### [Dataset section]
▽
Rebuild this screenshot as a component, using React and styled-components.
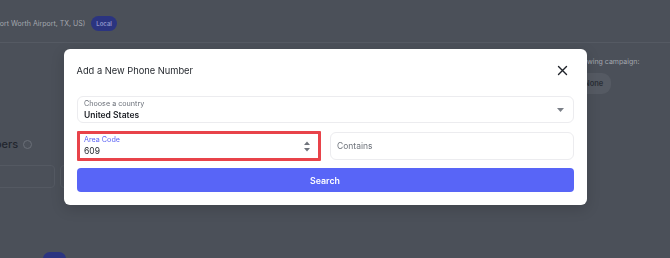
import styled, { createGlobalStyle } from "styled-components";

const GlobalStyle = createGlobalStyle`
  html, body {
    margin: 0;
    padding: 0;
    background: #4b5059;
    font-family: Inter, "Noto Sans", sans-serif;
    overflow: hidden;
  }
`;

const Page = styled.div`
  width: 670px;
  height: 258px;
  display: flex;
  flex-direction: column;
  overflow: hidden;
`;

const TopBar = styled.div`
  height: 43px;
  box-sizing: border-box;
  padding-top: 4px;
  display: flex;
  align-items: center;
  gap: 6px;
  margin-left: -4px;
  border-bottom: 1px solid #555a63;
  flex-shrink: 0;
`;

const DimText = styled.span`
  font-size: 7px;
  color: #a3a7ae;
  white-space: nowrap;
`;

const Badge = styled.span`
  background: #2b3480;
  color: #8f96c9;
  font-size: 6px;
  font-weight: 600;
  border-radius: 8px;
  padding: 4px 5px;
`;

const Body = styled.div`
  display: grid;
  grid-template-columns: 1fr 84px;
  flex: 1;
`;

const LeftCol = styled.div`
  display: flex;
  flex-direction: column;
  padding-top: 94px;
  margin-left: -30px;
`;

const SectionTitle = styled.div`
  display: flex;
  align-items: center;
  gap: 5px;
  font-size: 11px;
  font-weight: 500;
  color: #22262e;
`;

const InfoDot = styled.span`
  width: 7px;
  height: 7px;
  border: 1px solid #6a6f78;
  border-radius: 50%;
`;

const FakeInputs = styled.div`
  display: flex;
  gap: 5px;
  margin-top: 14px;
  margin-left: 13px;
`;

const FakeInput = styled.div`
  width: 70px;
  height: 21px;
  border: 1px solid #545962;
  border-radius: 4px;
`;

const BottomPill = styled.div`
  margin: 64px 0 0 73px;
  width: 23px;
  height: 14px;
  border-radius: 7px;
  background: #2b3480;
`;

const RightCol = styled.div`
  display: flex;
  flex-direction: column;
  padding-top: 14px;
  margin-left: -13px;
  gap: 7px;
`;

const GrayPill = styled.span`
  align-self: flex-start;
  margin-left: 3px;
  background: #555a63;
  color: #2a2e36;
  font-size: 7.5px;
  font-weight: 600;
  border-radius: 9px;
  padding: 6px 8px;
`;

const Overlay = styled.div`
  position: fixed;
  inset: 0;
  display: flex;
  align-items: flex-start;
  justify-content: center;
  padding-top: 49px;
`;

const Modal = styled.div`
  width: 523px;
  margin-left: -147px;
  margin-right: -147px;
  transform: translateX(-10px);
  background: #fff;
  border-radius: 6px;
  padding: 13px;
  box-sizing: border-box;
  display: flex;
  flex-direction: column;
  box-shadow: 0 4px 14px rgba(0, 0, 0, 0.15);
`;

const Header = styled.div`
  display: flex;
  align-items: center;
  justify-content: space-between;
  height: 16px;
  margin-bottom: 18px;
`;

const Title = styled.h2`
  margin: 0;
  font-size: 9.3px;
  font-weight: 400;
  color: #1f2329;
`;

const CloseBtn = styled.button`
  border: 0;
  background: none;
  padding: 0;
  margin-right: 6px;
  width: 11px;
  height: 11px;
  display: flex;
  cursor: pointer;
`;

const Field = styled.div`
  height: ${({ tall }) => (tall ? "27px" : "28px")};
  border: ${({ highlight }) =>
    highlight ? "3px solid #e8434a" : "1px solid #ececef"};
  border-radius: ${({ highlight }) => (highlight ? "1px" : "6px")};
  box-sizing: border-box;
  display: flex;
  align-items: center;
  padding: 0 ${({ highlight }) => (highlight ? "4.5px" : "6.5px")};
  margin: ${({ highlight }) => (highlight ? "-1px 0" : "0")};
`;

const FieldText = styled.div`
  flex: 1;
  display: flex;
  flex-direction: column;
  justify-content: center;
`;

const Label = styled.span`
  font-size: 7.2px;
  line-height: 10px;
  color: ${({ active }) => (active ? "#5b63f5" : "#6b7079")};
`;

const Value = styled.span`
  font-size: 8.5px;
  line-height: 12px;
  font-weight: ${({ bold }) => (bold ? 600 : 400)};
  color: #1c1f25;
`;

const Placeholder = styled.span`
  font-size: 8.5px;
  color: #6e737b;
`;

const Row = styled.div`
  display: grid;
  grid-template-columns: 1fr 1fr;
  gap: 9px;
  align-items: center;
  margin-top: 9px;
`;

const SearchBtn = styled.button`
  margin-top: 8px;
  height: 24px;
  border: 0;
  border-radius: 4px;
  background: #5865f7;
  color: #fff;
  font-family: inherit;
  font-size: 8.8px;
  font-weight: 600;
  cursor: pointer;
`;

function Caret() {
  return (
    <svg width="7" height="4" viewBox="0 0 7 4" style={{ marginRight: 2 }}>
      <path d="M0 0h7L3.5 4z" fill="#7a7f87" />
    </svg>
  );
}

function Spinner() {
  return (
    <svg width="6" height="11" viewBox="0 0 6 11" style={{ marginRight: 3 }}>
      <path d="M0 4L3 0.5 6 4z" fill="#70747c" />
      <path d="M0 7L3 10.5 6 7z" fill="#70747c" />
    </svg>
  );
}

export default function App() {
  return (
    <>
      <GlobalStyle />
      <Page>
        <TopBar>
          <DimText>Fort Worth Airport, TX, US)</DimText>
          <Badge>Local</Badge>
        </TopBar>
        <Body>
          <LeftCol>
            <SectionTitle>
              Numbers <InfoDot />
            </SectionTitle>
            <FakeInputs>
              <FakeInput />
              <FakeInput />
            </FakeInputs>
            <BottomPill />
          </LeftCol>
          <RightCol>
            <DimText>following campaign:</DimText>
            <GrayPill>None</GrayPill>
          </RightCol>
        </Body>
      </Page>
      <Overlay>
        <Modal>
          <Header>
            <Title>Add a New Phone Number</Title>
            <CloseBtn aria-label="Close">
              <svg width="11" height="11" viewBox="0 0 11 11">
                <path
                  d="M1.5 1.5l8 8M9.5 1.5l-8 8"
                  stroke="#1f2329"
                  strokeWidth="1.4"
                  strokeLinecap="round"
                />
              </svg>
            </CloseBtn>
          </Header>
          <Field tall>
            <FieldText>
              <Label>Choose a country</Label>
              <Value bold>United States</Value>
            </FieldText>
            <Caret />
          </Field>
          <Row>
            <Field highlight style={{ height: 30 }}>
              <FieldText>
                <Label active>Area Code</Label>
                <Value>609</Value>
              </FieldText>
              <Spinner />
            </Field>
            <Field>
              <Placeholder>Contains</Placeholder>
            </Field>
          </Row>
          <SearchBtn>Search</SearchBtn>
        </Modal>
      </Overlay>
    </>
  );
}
△
Copy each line of the listing that holds the word "components".

### [Final result]
Rebuild this screenshot as a component, using React and styled-components.
import styled, { createGlobalStyle } from "styled-components";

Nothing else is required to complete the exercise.